La traduction anglaise par Tindal de l'Histoire d'Angleterre de Rapin était la plus importante des nombreuses œuvres publiées dans les premières années du règne de la dynastie hanovrienne qui ont amplifié la bonne réputation d'Alfred[2]. David Wilkins a dédié son corpus de législation anglo-saxonne de 1721 au roi George Ier[2]. John Smith (en) a publié en 1722 une édition de l'Histoire ecclésiastique du peuple anglais de Bède le Vénérable, ainsi que la traduction en vieil anglais attribuée au roi Alfred lui-même[2]. La même année, Francis Wise publie une édition du texte d'Asser publié pour la première fois par William Camden en 1604, mais dont le frontispice est gravé par Vertue.

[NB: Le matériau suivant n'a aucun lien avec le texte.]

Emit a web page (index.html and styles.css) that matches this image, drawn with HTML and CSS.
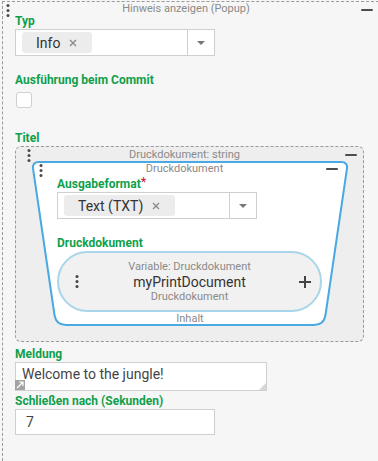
FILE: index.html
```html
<!DOCTYPE html>
<html lang="de">
<head>
    <meta charset="UTF-8">
    <title>Hinweis anzeigen</title>
    <link rel="stylesheet" href="styles.css">
</head>
<body>
    <div class="block">
        <div class="block-head">
            <svg class="dots" width="4" height="13" viewBox="0 0 4 13"><circle cx="2" cy="1.5" r="1.5"/><circle cx="2" cy="6.5" r="1.5"/><circle cx="2" cy="11.5" r="1.5"/></svg>
            <span class="block-title">Hinweis anzeigen (Popup)</span>
            <span class="minus"></span>
        </div>
        <div class="block-body">
            <div class="field field-typ">
                <div class="label">Typ</div>
                <div class="select">
                    <div class="select-value">
                        <span class="chip">Info<svg class="chip-x" width="8" height="8" viewBox="0 0 8 8"><path d="M1 1L7 7M7 1L1 7"/></svg></span>
                    </div>
                    <div class="select-arrow"><span class="caret"></span></div>
                </div>
            </div>

            <div class="field field-commit">
                <div class="label">Ausführung beim Commit</div>
                <div class="checkbox"></div>
            </div>

            <div class="field field-titel">
                <div class="label">Titel</div>
                <div class="group">
                    <div class="group-head">
                        <svg class="dots" width="4" height="13" viewBox="0 0 4 13"><circle cx="2" cy="1.5" r="1.5"/><circle cx="2" cy="6.5" r="1.5"/><circle cx="2" cy="11.5" r="1.5"/></svg>
                        <span class="block-title">Druckdokument: string</span>
                        <span class="minus"></span>
                    </div>
                    <div class="card">
                        <svg class="card-shape" width="318" height="165" viewBox="0 0 318 165"><path d="M8 1H310Q317 1 315.9 8L294.5 154Q293 164 283 164H35Q25 164 23.5 154L2.1 8Q1 1 8 1Z"/></svg>
                        <div class="card-head">
                            <svg class="dots" width="4" height="13" viewBox="0 0 4 13"><circle cx="2" cy="1.5" r="1.5"/><circle cx="2" cy="6.5" r="1.5"/><circle cx="2" cy="11.5" r="1.5"/></svg>
                            <span class="block-title">Druckdokument</span>
                            <span class="minus"></span>
                        </div>
                        <div class="card-body">
                            <div class="field field-format">
                                <div class="label">Ausgabeformat<span class="req">*</span></div>
                                <div class="select">
                                    <div class="select-value">
                                        <span class="chip">Text (TXT)<svg class="chip-x" width="8" height="8" viewBox="0 0 8 8"><path d="M1 1L7 7M7 1L1 7"/></svg></span>
                                    </div>
                                    <div class="select-arrow"><span class="caret"></span></div>
                                </div>
                            </div>
                            <div class="field">
                                <div class="label">Druckdokument</div>
                                <div class="pill">
                                    <svg class="dots" width="4" height="13" viewBox="0 0 4 13"><circle cx="2" cy="1.5" r="1.5"/><circle cx="2" cy="6.5" r="1.5"/><circle cx="2" cy="11.5" r="1.5"/></svg>
                                    <div class="pill-text">
                                        <div class="pill-sub">Variable: Druckdokument</div>
                                        <div class="pill-name">myPrintDocument</div>
                                        <div class="pill-sub">Druckdokument</div>
                                    </div>
                                    <svg class="plus" width="12" height="12" viewBox="0 0 12 12"><path d="M6 0V12M0 6H12"/></svg>
                                </div>
                            </div>
                        </div>
                        <div class="card-foot">Inhalt</div>
                    </div>
                </div>
            </div>

            <div class="field field-meldung">
                <div class="label">Meldung</div>
                <div class="textarea">
                    Welcome to the jungle!
                    <span class="expand"><svg width="8" height="8" viewBox="0 0 8 8"><path d="M1 7L7 1M3 1H7V5"/></svg></span>
                    <span class="grip"></span>
                </div>
            </div>

            <div class="field field-close">
                <div class="label">Schließen nach (Sekunden)</div>
                <div class="input">7</div>
            </div>
        </div>
    </div>
</body>
</html>
```

FILE: styles.css
```css
body {
    margin: 0;
    background: #f6f6f6;
    font-family: Roboto, "Liberation Sans", Arial, sans-serif;
    color: #333;
    overflow: hidden;
}

.block {
    margin: 1px 0 0 2px;
    width: 377px;
    height: 460px;
    box-sizing: border-box;
    border: 1px dashed #9a9a9a;
    border-right: none;
    border-bottom: none;
}

/* shared header rows */
.block-head,
.group-head,
.card-head {
    display: grid;
    grid-template-columns: 20px 1fr 30px;
    align-items: start;
}

.block-head {
    height: 12px;
}

.block-title {
    font-size: 11px;
    line-height: 14px;
    color: #8a8a8a;
    text-align: center;
    white-space: nowrap;
}

.dots {
    display: block;
    fill: #4a4a4a;
}

.block-head .dots {
    margin: 2px 0 0 3px;
}

.minus {
    justify-self: end;
    width: 12px;
    height: 2px;
    border-radius: 1px;
    background: #4d4d4d;
}

.block-head .minus {
    margin: 7px 6px 0 0;
}

.block-body {
    padding: 0 12px;
}

/* fields */
.label {
    font-size: 12px;
    line-height: 14px;
    font-weight: bold;
    color: #0f9f4b;
    margin-bottom: 1px;
}

.req {
    color: #d0112b;
    font-weight: normal;
    font-size: 13px;
    vertical-align: 2px;
}

.field-typ {
    margin-bottom: 17px;
}

.select {
    display: flex;
    width: 200px;
    height: 27px;
    box-sizing: border-box;
    border: 1px solid #cfcfcf;
    background: #fff;
}

.select-value {
    flex: 1;
    padding: 2px 6px;
}

.chip {
    display: inline-flex;
    align-items: center;
    gap: 9px;
    height: 21px;
    padding: 0 15px 0 14px;
    border-radius: 3px;
    background: #ececec;
    font-size: 14px;
    color: #333;
}

.chip-x {
    stroke: #8a8a8a;
    stroke-width: 1.4;
}

.select-arrow {
    width: 26px;
    border-left: 1px solid #cfcfcf;
    display: flex;
    align-items: center;
    justify-content: center;
}

.caret {
    width: 0;
    height: 0;
    border-left: 4px solid transparent;
    border-right: 4px solid transparent;
    border-top: 4px solid #777;
    margin-top: 1px;
}

.field-commit {
    margin-bottom: 23px;
}

.checkbox {
    width: 16px;
    height: 16px;
    box-sizing: border-box;
    margin: 5px 0 0 1px;
    border: 1px solid #cfcfcf;
    border-radius: 3px;
    background: #fff;
}

/* nested group */
.group {
    width: 349px;
    box-sizing: border-box;
    border: 1px dashed #9a9a9a;
    border-radius: 6px;
    background: #eeeeee;
    padding-bottom: 13px;
}

.group-head {
    height: 14px;
    align-items: center;
}

.group-head .dots {
    margin: 2px 0 0 11px;
}

.group-head .minus {
    margin-right: 6px;
}

.card {
    position: relative;
    margin-left: 15px;
    width: 318px;
}

.card-shape {
    position: absolute;
    top: 0;
    left: 0;
    fill: #fff;
    stroke: #4aa9e2;
    stroke-width: 2;
}

.card-head,
.card-body,
.card-foot {
    position: relative;
}

.card-head {
    grid-template-columns: 19px 1fr 30px;
    height: 13px;
    padding-top: 1px;
}

.card-head .dots {
    margin: 2px 0 0 8px;
}

.card-head .minus {
    margin: 6px 11px 0 0;
}

.card-body {
    padding-left: 26px;
}

.field-format {
    margin-bottom: 17px;
}

.pill {
    display: grid;
    grid-template-columns: 30px 1fr 30px;
    align-items: center;
    width: 265px;
    height: 61px;
    box-sizing: border-box;
    border: 2px solid #a8d6e8;
    border-radius: 31px;
    background: #f1f1f1;
}

.pill .dots {
    margin-left: 16px;
    fill: #444;
}

.pill-text {
    text-align: center;
}

.pill-sub {
    font-size: 11px;
    line-height: 14px;
    color: #8a8a8a;
}

.pill-name {
    font-size: 14px;
    line-height: 16px;
    color: #333;
}

.plus {
    justify-self: end;
    margin-right: 9px;
    stroke: #444;
    stroke-width: 2;
}

.card-foot {
    font-size: 11px;
    line-height: 14px;
    color: #8a8a8a;
    text-align: center;
    padding-bottom: 2px;
}

/* bottom inputs */
.field-meldung {
    margin-top: 5px;
    margin-bottom: 3px;
}

.textarea {
    position: relative;
    width: 252px;
    height: 29px;
    box-sizing: border-box;
    border: 1px solid #cfcfcf;
    background: #fff;
    padding: 3px 6px 0;
    font-size: 14px;
    line-height: 16px;
    color: #444;
}

.expand {
    position: absolute;
    left: -1px;
    bottom: 0;
    width: 10px;
    height: 10px;
    background: #a3a3a3;
    display: flex;
    align-items: center;
    justify-content: center;
}

.expand svg {
    stroke: #fff;
    stroke-width: 1.2;
    fill: none;
}

.grip {
    position: absolute;
    right: 0;
    bottom: 0;
    width: 0;
    height: 0;
    border-left: 7px solid transparent;
    border-bottom: 7px solid #d6d6d6;
}

.input {
    width: 200px;
    height: 26px;
    box-sizing: border-box;
    border: 1px solid #cfcfcf;
    background: #fff;
    padding: 4px 0 0 10px;
    font-size: 14px;
    line-height: 16px;
    color: #444;
}
```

Le frontispeice dépeint Alfred avec la même ressemblance qu'un portrait intitulé Alfredus Fundator (« Alfred le fondateur ») à l'University College d'Oxford[2]. Selon Simon Keyes, ce portrait du XVIIe siècle ressemble à un roi Stuart, le souvenir populaire de l'infortuné Charles Ier d'Angleterre, d'Écosse et d'Irlande (r. -) après la restauration de ses héritiers (la Restauration Stuart)[2].

Bustes du roi Alfred le Grand, du Prince Noir (par Peter Scheemakers (en)) et de la reine Élisabeth Ire (par John Michael Rysbrack) au Temple of British Worthies (« Temple des Preux Britanniques ») à Stowe House. L'inscription sur Alfred dit [2]: The mildest, justest, most beneficent of kings; who drove out the Danes, secur'd the seas, protected learning, establish'd juries, crush'd corruption, guarded liberty, and was the founder of the English constitution. (« Le plus doux, le plus juste, le plus bienfaisant des rois ; qui chassa les Danois, sécurisa les mers, protégea le savoir, établit des jurys, écrasa la corruption, garda la liberté, et fut le fondateur de la constitution anglaise. »)

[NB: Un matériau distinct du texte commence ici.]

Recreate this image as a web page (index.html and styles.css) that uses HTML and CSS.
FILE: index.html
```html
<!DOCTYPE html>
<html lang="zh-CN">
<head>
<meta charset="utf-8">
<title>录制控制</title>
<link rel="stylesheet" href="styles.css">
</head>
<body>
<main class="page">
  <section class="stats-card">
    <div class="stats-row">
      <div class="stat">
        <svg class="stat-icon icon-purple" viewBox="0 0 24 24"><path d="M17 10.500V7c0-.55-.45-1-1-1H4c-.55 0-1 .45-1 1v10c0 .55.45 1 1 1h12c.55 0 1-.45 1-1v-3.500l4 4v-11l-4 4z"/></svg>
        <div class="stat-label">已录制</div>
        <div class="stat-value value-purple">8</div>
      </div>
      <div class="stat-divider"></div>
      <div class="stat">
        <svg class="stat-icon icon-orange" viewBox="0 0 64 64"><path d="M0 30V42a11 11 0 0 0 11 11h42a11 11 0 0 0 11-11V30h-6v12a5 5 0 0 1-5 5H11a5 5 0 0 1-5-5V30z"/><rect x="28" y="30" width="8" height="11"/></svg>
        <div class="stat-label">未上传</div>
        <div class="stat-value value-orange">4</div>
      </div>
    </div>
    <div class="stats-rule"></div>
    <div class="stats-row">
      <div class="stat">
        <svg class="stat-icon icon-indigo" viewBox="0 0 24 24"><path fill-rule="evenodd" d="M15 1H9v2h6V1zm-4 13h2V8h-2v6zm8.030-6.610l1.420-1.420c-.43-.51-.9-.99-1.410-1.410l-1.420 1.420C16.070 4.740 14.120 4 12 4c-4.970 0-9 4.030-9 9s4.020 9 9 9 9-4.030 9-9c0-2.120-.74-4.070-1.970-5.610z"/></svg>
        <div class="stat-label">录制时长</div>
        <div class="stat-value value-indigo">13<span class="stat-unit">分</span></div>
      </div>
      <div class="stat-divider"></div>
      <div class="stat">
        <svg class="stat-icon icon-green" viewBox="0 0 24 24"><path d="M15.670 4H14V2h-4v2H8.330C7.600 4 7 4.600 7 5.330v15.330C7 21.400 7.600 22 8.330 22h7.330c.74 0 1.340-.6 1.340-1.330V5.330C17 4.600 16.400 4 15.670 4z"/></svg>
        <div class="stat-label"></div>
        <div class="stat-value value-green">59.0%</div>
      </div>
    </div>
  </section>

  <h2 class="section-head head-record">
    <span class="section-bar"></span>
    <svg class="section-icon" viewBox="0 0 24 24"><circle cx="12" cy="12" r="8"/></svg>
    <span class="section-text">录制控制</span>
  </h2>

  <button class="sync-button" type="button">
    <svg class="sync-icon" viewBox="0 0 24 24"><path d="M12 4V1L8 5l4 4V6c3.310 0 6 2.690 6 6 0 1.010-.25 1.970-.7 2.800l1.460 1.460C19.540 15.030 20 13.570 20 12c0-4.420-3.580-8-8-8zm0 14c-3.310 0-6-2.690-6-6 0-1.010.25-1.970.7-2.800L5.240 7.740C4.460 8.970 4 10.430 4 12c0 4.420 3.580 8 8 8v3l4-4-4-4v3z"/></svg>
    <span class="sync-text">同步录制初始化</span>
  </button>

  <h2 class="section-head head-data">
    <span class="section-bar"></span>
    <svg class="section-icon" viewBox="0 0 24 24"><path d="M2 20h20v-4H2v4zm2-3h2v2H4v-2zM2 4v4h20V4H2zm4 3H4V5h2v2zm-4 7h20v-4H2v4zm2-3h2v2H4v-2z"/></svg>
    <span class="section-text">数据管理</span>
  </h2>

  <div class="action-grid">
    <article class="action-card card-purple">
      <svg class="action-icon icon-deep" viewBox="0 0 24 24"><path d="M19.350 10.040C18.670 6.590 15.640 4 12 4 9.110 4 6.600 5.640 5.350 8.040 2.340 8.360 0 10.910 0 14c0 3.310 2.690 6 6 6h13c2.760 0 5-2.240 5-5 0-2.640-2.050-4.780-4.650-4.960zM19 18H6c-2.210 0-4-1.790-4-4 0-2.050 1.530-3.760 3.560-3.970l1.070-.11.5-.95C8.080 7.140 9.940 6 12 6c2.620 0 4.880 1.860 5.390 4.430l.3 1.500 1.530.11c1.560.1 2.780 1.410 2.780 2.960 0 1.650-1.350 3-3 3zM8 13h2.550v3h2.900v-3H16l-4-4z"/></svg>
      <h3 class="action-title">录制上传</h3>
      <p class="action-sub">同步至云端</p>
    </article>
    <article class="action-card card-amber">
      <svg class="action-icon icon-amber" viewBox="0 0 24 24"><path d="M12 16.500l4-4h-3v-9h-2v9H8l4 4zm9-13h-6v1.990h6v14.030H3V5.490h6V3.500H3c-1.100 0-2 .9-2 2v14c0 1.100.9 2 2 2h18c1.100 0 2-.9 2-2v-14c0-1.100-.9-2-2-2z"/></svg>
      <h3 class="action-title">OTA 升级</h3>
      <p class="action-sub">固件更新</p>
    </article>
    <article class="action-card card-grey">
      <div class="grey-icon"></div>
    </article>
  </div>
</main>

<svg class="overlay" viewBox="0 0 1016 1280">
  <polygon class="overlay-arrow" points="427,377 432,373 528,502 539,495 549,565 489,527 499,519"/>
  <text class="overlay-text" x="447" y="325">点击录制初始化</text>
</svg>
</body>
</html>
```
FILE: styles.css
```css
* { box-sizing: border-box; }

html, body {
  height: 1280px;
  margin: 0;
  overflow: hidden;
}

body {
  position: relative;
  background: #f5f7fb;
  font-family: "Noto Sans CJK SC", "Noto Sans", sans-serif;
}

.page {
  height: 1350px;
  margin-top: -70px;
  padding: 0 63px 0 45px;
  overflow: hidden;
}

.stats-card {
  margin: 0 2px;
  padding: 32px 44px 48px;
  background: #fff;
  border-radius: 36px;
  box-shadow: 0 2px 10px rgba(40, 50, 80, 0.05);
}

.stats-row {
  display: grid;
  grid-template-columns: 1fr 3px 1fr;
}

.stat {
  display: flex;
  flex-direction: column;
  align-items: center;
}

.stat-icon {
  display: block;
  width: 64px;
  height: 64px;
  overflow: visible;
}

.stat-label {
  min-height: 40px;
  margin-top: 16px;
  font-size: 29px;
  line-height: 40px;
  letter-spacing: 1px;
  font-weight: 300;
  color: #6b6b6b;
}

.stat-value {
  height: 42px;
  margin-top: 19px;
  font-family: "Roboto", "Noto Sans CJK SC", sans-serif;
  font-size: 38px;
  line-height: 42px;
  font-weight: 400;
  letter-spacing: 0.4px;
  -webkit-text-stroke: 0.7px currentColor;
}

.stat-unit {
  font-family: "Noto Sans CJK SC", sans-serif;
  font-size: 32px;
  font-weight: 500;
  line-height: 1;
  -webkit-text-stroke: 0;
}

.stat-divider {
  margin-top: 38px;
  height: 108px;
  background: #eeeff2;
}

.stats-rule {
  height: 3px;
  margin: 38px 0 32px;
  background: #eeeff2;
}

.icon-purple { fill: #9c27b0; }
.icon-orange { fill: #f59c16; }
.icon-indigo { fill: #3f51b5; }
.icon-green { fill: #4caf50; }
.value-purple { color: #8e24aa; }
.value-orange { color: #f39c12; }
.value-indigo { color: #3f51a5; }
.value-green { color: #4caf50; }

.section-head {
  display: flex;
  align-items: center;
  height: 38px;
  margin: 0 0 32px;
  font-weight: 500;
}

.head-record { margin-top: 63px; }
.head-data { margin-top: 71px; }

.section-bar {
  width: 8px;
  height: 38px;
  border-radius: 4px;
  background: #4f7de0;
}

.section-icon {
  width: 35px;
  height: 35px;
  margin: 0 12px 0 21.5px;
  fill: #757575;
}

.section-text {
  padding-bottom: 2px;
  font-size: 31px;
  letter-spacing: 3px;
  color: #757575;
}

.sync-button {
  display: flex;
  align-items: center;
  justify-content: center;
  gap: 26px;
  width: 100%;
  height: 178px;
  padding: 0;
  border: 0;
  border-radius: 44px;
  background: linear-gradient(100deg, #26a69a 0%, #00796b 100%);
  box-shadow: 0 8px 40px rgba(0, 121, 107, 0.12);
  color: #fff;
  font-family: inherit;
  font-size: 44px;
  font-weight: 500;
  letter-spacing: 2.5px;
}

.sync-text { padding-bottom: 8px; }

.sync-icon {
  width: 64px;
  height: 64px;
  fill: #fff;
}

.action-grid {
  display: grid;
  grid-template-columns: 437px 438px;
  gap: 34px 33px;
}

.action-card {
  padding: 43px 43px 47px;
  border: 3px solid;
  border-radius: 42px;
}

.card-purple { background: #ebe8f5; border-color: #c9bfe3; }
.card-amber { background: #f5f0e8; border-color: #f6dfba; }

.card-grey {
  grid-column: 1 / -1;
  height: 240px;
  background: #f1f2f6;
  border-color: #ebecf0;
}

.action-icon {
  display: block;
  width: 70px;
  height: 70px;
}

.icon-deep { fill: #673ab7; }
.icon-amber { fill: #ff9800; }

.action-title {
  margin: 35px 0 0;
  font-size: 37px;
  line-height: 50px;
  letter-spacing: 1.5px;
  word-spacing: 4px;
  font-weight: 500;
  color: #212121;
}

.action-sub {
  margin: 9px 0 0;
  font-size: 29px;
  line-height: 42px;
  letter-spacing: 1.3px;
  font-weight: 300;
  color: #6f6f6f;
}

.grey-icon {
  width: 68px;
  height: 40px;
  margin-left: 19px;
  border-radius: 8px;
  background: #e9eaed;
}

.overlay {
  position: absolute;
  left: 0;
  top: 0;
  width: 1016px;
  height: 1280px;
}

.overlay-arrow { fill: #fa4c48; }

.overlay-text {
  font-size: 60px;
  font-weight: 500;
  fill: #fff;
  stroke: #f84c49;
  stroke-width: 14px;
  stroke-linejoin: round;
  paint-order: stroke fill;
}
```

Dans le masque Alfred, le personnage du roi Alfred est parallèle à la figure du prince Frédéric. Les paroles d'Alfred sur la liberté constitutionnelle anglaise rappellent l'inscription sur la statue à Carlton House[4]. Le roi jure[6],[4],[7] :

« ... to build on an eternal base
On liberty and laws, the public weal
 »

« ... pour édifier sur une base éternelle, sur la liberté et les lois, la chose publique »

La réaction contemporaine au masque de Cliveden a identifié le parallèle entre Alfred et Frédéric, et les relations entre la famille royale, les libertés et les lois de la chose publique (en latin : res publica)[4]. Le masque évoque l'ancienneté de la liberté britannique, mais aussi la monarchie et le gouvernement comme garants de la liberté. L'alliance entre le Parti whig et la monarchie de la maison de Hanovre est ainsi évoquée comme un modèle de gouvernement constitutionnel[7]. Le masque Alfred utilise la rhétorique de Henry St John, 1er vicomte Bolingbroke, un politicien Tory. Ses thèses incluaient la croyance que les libertés constitutionnelles dans les îles Britanniques dataient de l'époque des Celtes et des Saxons, et que le Witenagemot anglo-saxon étant l'ancêtre lointain du Parlement de Grande-Bretagne[7].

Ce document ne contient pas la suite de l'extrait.